Renouvellera-t-on de nouveau l'impossible et interminable mission du maréchal Soult, qui offrait, il y a quelques jours, le ministère des affaires étrangères au duc de Bassano, au refus de M. le duc de Broglie, dont on cite ces paroles : « Je ne voudrais pas faire partie d'un cabinet où je serais exposé à être protégé, à droite, par M. Guizot, et à être attaqué, à gauche, par M. Thiers? » - Mais la seule illustration du maréchal, toute grande qu'elle est, ne suffirait pas à parer aux circonstances dans lesquelles nous nous trouvons. Il ne s'agit pas ici d'une répression militaire. L'émeute n'est pas dans les rues. Elle y a passé, il est vrai, quelques momens; mais elle s'est hâtée de disparaître. L'émeute est dans les esprits; elle y travaille en sûreté; c'est là qu'il faut la poursuivre. Or, l'épée du maréchal Soult est impropre à cela. M. le maréchal Soult est une grande personnalité, mais il ne représente ni un parti, ni une opinion, ni même un système; car, après avoir refusé de soutenir le ministère du 15 avril en s'y adjoignant, il semble aujourd'hui vouloir le reconstruire. Chef d'un cabinet et médiateur entre des chefs politiques, le maréchal jouerait un grand rôle; tout autre ne lui convient pas, et, au rebours des autres hommes politiques, son importance décroîtrait en raison du peu d'importance de ses collègues.
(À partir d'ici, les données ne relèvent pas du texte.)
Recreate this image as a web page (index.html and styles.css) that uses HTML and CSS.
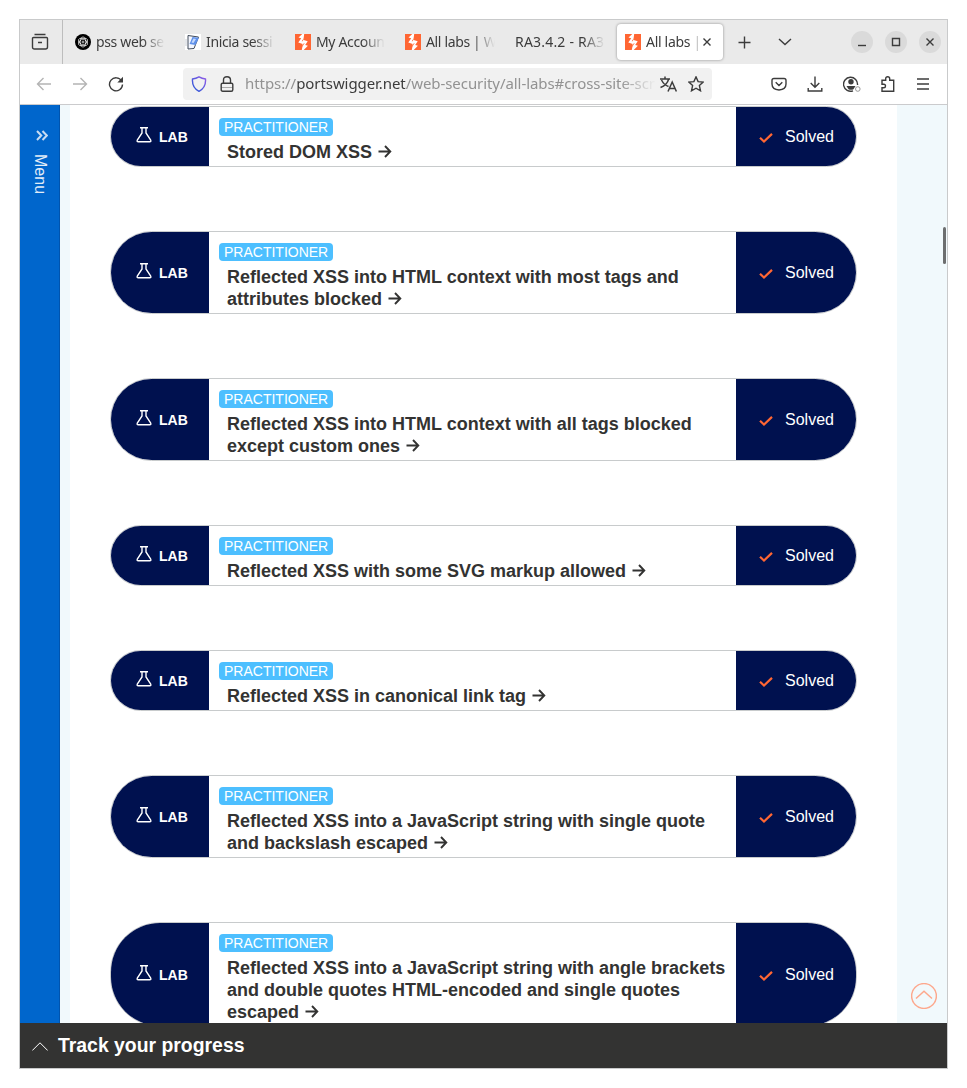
FILE: index.html
```html
<!DOCTYPE html>
<html lang="en">
<head>
<meta charset="utf-8">
<title>All labs | Web Security Academy</title>
<link rel="stylesheet" href="styles.css">
</head>
<body>
<svg class="sprite" aria-hidden="true">
  <symbol id="bolt" viewBox="0 0 16 16"><path fill="#ff6633" d="M0 0h16v16H0z"/><path fill="#fff" d="M7.300 0H9.200L8.600 4.400 6.700 7.300 9.600 8.200 6.900 12 7.700 9.900 3.300 8.600 6.200 4.200 3.500 3.600zM8.700 16H6.800l.6-3.200 2.200-3.700L7 8.200l2.200-3.800-.5 1.700 4 1.200-2.500 3.700 2.700.7z"/></symbol>
  <symbol id="flask" viewBox="0 0 16 16"><path d="M4 .8h8M6 .8v5.200L1.300 13.200q-.7 1.600 1 1.600h11.400q1.700 0 1-1.600L10 6V.8" fill="none" stroke="currentColor" stroke-width="1.400"/></symbol>
  <symbol id="check" viewBox="0 0 14 12"><path d="M1 5.800 5 9.600 13 1.900" fill="none" stroke="currentColor" stroke-width="2.200"/></symbol>
  <symbol id="arrow" viewBox="0 0 14 14"><path d="M.5 6.500H12M7 1 12.300 6.500 7 12" fill="none" stroke="currentColor" stroke-width="1.900"/></symbol>
</svg>
<div class="window">
  <header class="tabbar">
    <div class="view"><svg width="18" height="18" viewBox="0 0 18 18"><path d="M3.500 1.500h11M2.500 4.500h13q1 0 1 1v8.500q0 2-2 2h-11q-2 0-2-2V5.500q0-1 1-1zM7 9.500h4"/></svg></div>
    <nav class="tabs">
      <div class="tab"><svg class="fav" viewBox="0 0 16 16"><circle cx="8" cy="8" r="8" fill="#000"/><g fill="none" stroke="#fff" stroke-width=".7"><ellipse cx="8" cy="8" rx="2.800" ry="5"/><ellipse cx="8" cy="8" rx="2.800" ry="5" transform="rotate(60 8 8)"/><ellipse cx="8" cy="8" rx="2.800" ry="5" transform="rotate(120 8 8)"/><circle cx="8" cy="8" r="1"/></g></svg><span class="label">pss web se</span></div>
      <div class="tab"><svg class="fav" viewBox="0 0 16 16"><path fill="#fff" d="M0 0h16v16H0z"/><path d="M3 1.500 13.500 3 9 14.500 3 15z" fill="#f4f7ff" stroke="#414b5a" stroke-width="1"/><path d="M7.500 3 14 3.800 10.500 11 4.500 10z" fill="#5f91ea"/><path d="M8.500 4.500 11 5 8.500 9 6.500 8.500z" fill="#c6dafd"/><path d="M1 5v7" stroke="#c9ced6"/></svg><span class="label">Inicia sessi</span></div>
      <div class="tab"><svg class="fav"><use href="#bolt"/></svg><span class="label">My Accoun</span></div>
      <div class="tab"><svg class="fav"><use href="#bolt"/></svg><span class="label">All labs | W</span></div>
      <div class="tab wide"><span class="label">RA3.4.2 - RA3</span></div>
      <div class="tab active"><svg class="fav"><use href="#bolt"/></svg><span class="label">All labs |</span><svg class="close" width="8" height="8" viewBox="0 0 8 8"><path d="m.5.5 7 7m0-7-7 7"/></svg></div>
    </nav>
    <svg class="plus" width="13" height="13" viewBox="0 0 13 13"><path d="M6.500.5v12M.5 6.500h12"/></svg>
    <svg class="down" width="14" height="8" viewBox="0 0 14 8"><path d="m1 1 6 5.500L13 1"/></svg>
    <div class="controls">
      <span><svg viewBox="0 0 22 22"><path d="M7 14.500h8"/></svg></span>
      <span><svg viewBox="0 0 22 22"><path d="M7.500 7.500h7v7h-7z"/></svg></span>
      <span><svg viewBox="0 0 22 22"><path d="m7.500 7.500 7 7m0-7-7 7"/></svg></span>
    </div>
  </header>
  <div class="toolbar">
    <div class="history">
      <svg class="dim" width="16" height="16" viewBox="0 0 16 16"><path d="M15 8H1.500m6-6-6 6 6 6"/></svg>
      <svg class="dim" width="16" height="16" viewBox="0 0 16 16"><path d="M1 8h13.500m-6-6 6 6-6 6"/></svg>
      <svg width="16" height="16" viewBox="0 0 16 16"><path d="M13.600 5A6.500 6.500 0 1 0 14.500 8.500"/><path d="M15 .8v5.700H9.300z" fill="#3c3c3c" stroke="none"/></svg>
    </div>
    <div class="urlbar">
      <svg width="16" height="16" viewBox="0 0 16 16"><defs><linearGradient id="sh" x1="0" y1="1" x2="1" y2="0"><stop stop-color="#2457d6"/><stop offset="1" stop-color="#925be8"/></linearGradient></defs><path stroke="url(#sh)" d="M8 .8Q11 2.500 14.500 3 15.200 11.500 8 15.300.8 11.500 1.500 3 5 2.500 8 .8z"/></svg>
      <svg class="lock" width="14" height="16" viewBox="0 0 14 16"><path d="M3.500 7V4q0-3.300 3.500-3.300T10.500 4v3M2.500 7.200h9q1.300 0 1.300 1.300v5.200q0 1.500-1.500 1.500H2.700q-1.500 0-1.500-1.500V8.500q0-1.300 1.300-1.300z"/><path class="hair" d="M1.500 11.500h11"/></svg>
      <div class="url">https://<b>portswigger.net</b>/web-security/all-labs#cross-site-scr</div>
      <svg width="17" height="16" viewBox="0 0 17 16"><path stroke-width="1.500" d="M0 3h10M5 .5V3M1.500 4Q4 9 8.500 10.500M8.500 3.500Q7 9 .5 11.500M8 15.500 12.200 6l4.200 9.500M9.500 12.500h5.500"/></svg>
      <svg class="star" width="16" height="16" viewBox="0 0 16 16"><path d="m8 .9 2.100 4.700 5.100.5-3.800 3.500 1.100 5.200L8 12.200l-4.500 2.600 1.100-5.200L.8 6.100l5.100-.5z"/></svg>
    </div>
    <div class="actions">
      <svg viewBox="0 0 16 16"><path d="M3 2.500h10q2 0 2 2V8q0 5.500-7 6-7-.5-7-6V4.500q0-2 2-2zM4.700 6.300 8 9.500l3.300-3.200"/></svg>
      <svg viewBox="0 0 16 16"><path d="M8 .5V11M3.700 7 8 11.200 12.300 7M1.200 12v3h13.600v-3"/></svg>
      <svg viewBox="0 0 18 16"><path d="M14.500 9a7 7 0 1 0-4.500 5.800"/><circle cx="8" cy="5.800" r="2.700" fill="#3c3c3c" stroke="none"/><path d="M3.500 10h9l-2 3.200q-2.500 1-5 0z" fill="#3c3c3c" stroke="none"/><circle cx="14.800" cy="13" r="2.300" stroke="#999" stroke-width="1"/></svg>
      <svg viewBox="0 0 16 16"><path d="M2 4.200h3.700V2.800q0-2 2-2t2 2v1.400h4v11H2v-3.400h1.800q1.700 0 1.700-1.800T3.800 8.200H2z"/></svg>
      <svg viewBox="0 0 16 16"><path d="M2 3h12M2 8h12M2 13h12"/></svg>
    </div>
  </div>
  <main class="page">
    <aside class="menu"><svg width="12" height="11" viewBox="0 0 12 11"><path d="m1 1 4.300 4.500L1 10m5.500-9 4.300 4.500L6.500 10"/></svg><span>Menu</span></aside>
    <section class="labs">
      <article class="lab"><div class="kind"><svg><use href="#flask"/></svg>LAB</div><div class="info"><span class="level">PRACTITIONER</span><h2>Stored DOM XSS <svg><use href="#arrow"/></svg></h2></div><div class="status"><svg><use href="#check"/></svg>Solved</div></article>
      <article class="lab"><div class="kind"><svg><use href="#flask"/></svg>LAB</div><div class="info"><span class="level">PRACTITIONER</span><h2>Reflected XSS into HTML context with most tags and<br>attributes blocked <svg><use href="#arrow"/></svg></h2></div><div class="status"><svg><use href="#check"/></svg>Solved</div></article>
      <article class="lab"><div class="kind"><svg><use href="#flask"/></svg>LAB</div><div class="info"><span class="level">PRACTITIONER</span><h2>Reflected XSS into HTML context with all tags blocked<br>except custom ones <svg><use href="#arrow"/></svg></h2></div><div class="status"><svg><use href="#check"/></svg>Solved</div></article>
      <article class="lab"><div class="kind"><svg><use href="#flask"/></svg>LAB</div><div class="info"><span class="level">PRACTITIONER</span><h2>Reflected XSS with some SVG markup allowed <svg><use href="#arrow"/></svg></h2></div><div class="status"><svg><use href="#check"/></svg>Solved</div></article>
      <article class="lab"><div class="kind"><svg><use href="#flask"/></svg>LAB</div><div class="info"><span class="level">PRACTITIONER</span><h2>Reflected XSS in canonical link tag <svg><use href="#arrow"/></svg></h2></div><div class="status"><svg><use href="#check"/></svg>Solved</div></article>
      <article class="lab"><div class="kind"><svg><use href="#flask"/></svg>LAB</div><div class="info"><span class="level">PRACTITIONER</span><h2>Reflected XSS into a JavaScript string with single quote<br>and backslash escaped <svg><use href="#arrow"/></svg></h2></div><div class="status"><svg><use href="#check"/></svg>Solved</div></article>
      <article class="lab"><div class="kind"><svg><use href="#flask"/></svg>LAB</div><div class="info"><span class="level">PRACTITIONER</span><h2>Reflected XSS into a JavaScript string with angle brackets<br>and double quotes HTML-encoded and single quotes<br>escaped <svg><use href="#arrow"/></svg></h2></div><div class="status"><svg><use href="#check"/></svg>Solved</div></article>
    </section>
    <div class="scroll-thumb"></div>
    <svg class="to-top" viewBox="0 0 26 26"><circle cx="13" cy="13" r="12.400"/><path d="m5 15.500 8-7.200 8 7.200"/></svg>
  </main>
  <footer class="progress"><svg width="16" height="9" viewBox="0 0 16 9"><path d="M.3 8.500 8 .8l7.700 7.700"/></svg>Track your progress</footer>
</div>
</body>
</html>
```
FILE: styles.css
```css
* { box-sizing: border-box; }
body { margin: 0; padding: 19px; background: #fff; font-family: "Liberation Sans", Arial, sans-serif; }
.sprite { position: absolute; width: 0; height: 0; }
svg { flex: none; display: block; }
.window { display: flex; flex-direction: column; width: 929px; height: 1050px; border: 1px solid #c9cacb; }

.tabbar { display: flex; align-items: center; height: 44px; background: #eaeaea; font-family: "Noto Sans", sans-serif; color: #3c3c3c; }
.tabbar svg:not(.fav), .toolbar svg { fill: none; stroke: #3c3c3c; stroke-width: 1.4; }
.view { display: flex; align-items: center; padding: 0 13px 0 11px; height: 44px; border-right: 1px solid #bdbdbd; }
.tabs { display: flex; gap: 4px; margin-left: 4px; }
.tab { display: flex; align-items: center; gap: 5px; width: 106px; height: 36px; padding: 0 8px; border-radius: 4px; }
.fav { width: 16px; height: 16px; }
.label { flex: 1; min-width: 0; overflow: hidden; white-space: nowrap; font-size: 14px; letter-spacing: -0.35px; line-height: 20px; -webkit-mask-image: linear-gradient(to left, transparent, #000 22px); mask-image: linear-gradient(to left, transparent, #000 22px); }
.wide .label { letter-spacing: 0.2px; }
.active { background: #fff; box-shadow: 0 0 3px rgba(0, 0, 0, .4); }
.active .label { flex: 0 0 55px; letter-spacing: -0.3px; -webkit-mask-image: linear-gradient(to left, transparent, #000 11px); mask-image: linear-gradient(to left, transparent, #000 11px); }
.active .close { margin-left: -3px; }
.plus { margin-left: 15px; }
.down { margin-left: 27px; }
.controls { display: flex; gap: 12px; margin-left: 59px; }
.controls span { width: 22px; height: 22px; border-radius: 50%; background: #dadada; }
.controls svg { width: 22px; height: 22px; }

.toolbar { display: flex; align-items: center; height: 41px; border-bottom: 1px solid #cbcbcd; background: #fff; }
.history { display: flex; gap: 20px; padding-left: 16px; }
.toolbar .dim { stroke: #b4b4b4; }
.urlbar { display: flex; align-items: center; width: 529px; height: 32px; margin-left: 59px; padding: 0 8px; border-radius: 4px; background: #f1f1f1; }
.lock { margin-left: 13px; }
.toolbar .hair { stroke-width: .8; opacity: .5; }
.url { width: 411px; margin: -2px 4px 0 11px; overflow: hidden; white-space: nowrap; color: #929292; font: 15px/20px "Noto Sans", sans-serif; letter-spacing: -0.07px; -webkit-mask-image: linear-gradient(to left, transparent, #000 36px); mask-image: linear-gradient(to left, transparent, #000 36px); }
.url b { font-weight: 400; color: #3c3c3c; }
.star { margin-left: 11px; }
.actions { display: flex; gap: 20px; margin-left: 59px; }
.actions svg { width: 16px; height: 16px; }
.actions svg:nth-child(3) { width: 18px; margin-right: -2px; }
.actions svg:nth-child(4) { margin-left: 1px; margin-right: -1px; }

.page { position: relative; display: flex; flex: 1; min-height: 0; overflow: hidden; background: #f1f9fc; }
.menu { display: flex; flex-direction: column; align-items: center; width: 40px; padding: 25px 0 0 4px; background: #0066cc; border-right: 1px solid #0054ae; color: #e3edf8; }
.menu svg { fill: none; stroke: #c9dcf1; stroke-width: 2; }
.menu span { margin-top: 13px; writing-mode: vertical-rl; font-size: 16px; line-height: 18px; margin-right: 4px; }
.labs { display: flex; flex-direction: column; gap: 64px; width: 827px; flex: none; margin-left: 10px; padding: 1px 40px 0; background: #fff; }
.lab { display: flex; flex: none; border: 1px solid #c8cbcc; border-radius: 50px; overflow: hidden; }
.kind { display: flex; align-items: center; width: 98px; padding: 1px 0 0 25px; background: #00114f; color: #fff; font-size: 14px; font-weight: 700; }
.kind svg { width: 16px; height: 16px; margin: -4px 7px 0 0; }
.info { flex: 1; padding: 11px 10px 3px; }
.level { display: block; width: 114px; height: 18px; padding-left: 5px; border-radius: 4px; background: #4dbfff; color: #fff; font-size: 14px; line-height: 18px; }
h2 { margin: 5px 0 0 8px; font-size: 18px; line-height: 22px; font-weight: 700; color: #333332; white-space: nowrap; }
h2 svg { display: inline-block; width: 14px; height: 14px; vertical-align: -1px; margin-left: 1px; }
.status { display: flex; align-items: center; width: 120px; padding-left: 23px; background: #00114f; color: #fff; font-size: 16px; }
.status svg { width: 14px; height: 12px; margin: 2px 12px 0 0; color: #ff6633; }
.scroll-thumb { position: absolute; top: 122px; right: 1px; width: 3px; height: 37px; border-radius: 2px; background: #6d6e6f; }
.to-top { position: absolute; right: 10px; bottom: 14px; width: 26px; height: 26px; fill: none; stroke: #fda88d; stroke-width: 1.5; }
.progress { display: flex; align-items: center; gap: 10px; height: 45px; padding-left: 12px; background: #333332; color: #fff; font-size: 19.4px; font-weight: 700; }
.progress svg { fill: none; stroke: #fff; stroke-width: 1; margin-top: 1px; }
```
D'ailleurs, et pour terminer en un mot, la crise a lieu dans la chambre, dans l'administration et dans la presse; la bataille se livre à la tribune, dans les conseils-généraux, tandis que le pays est matériellement tranquille. Il ne s'agit pas de vaincre les hommes, mais de ramener les esprits, et ce n'est pas l'épée, mais la plume et la parole qui peuvent accomplir une pareille mission.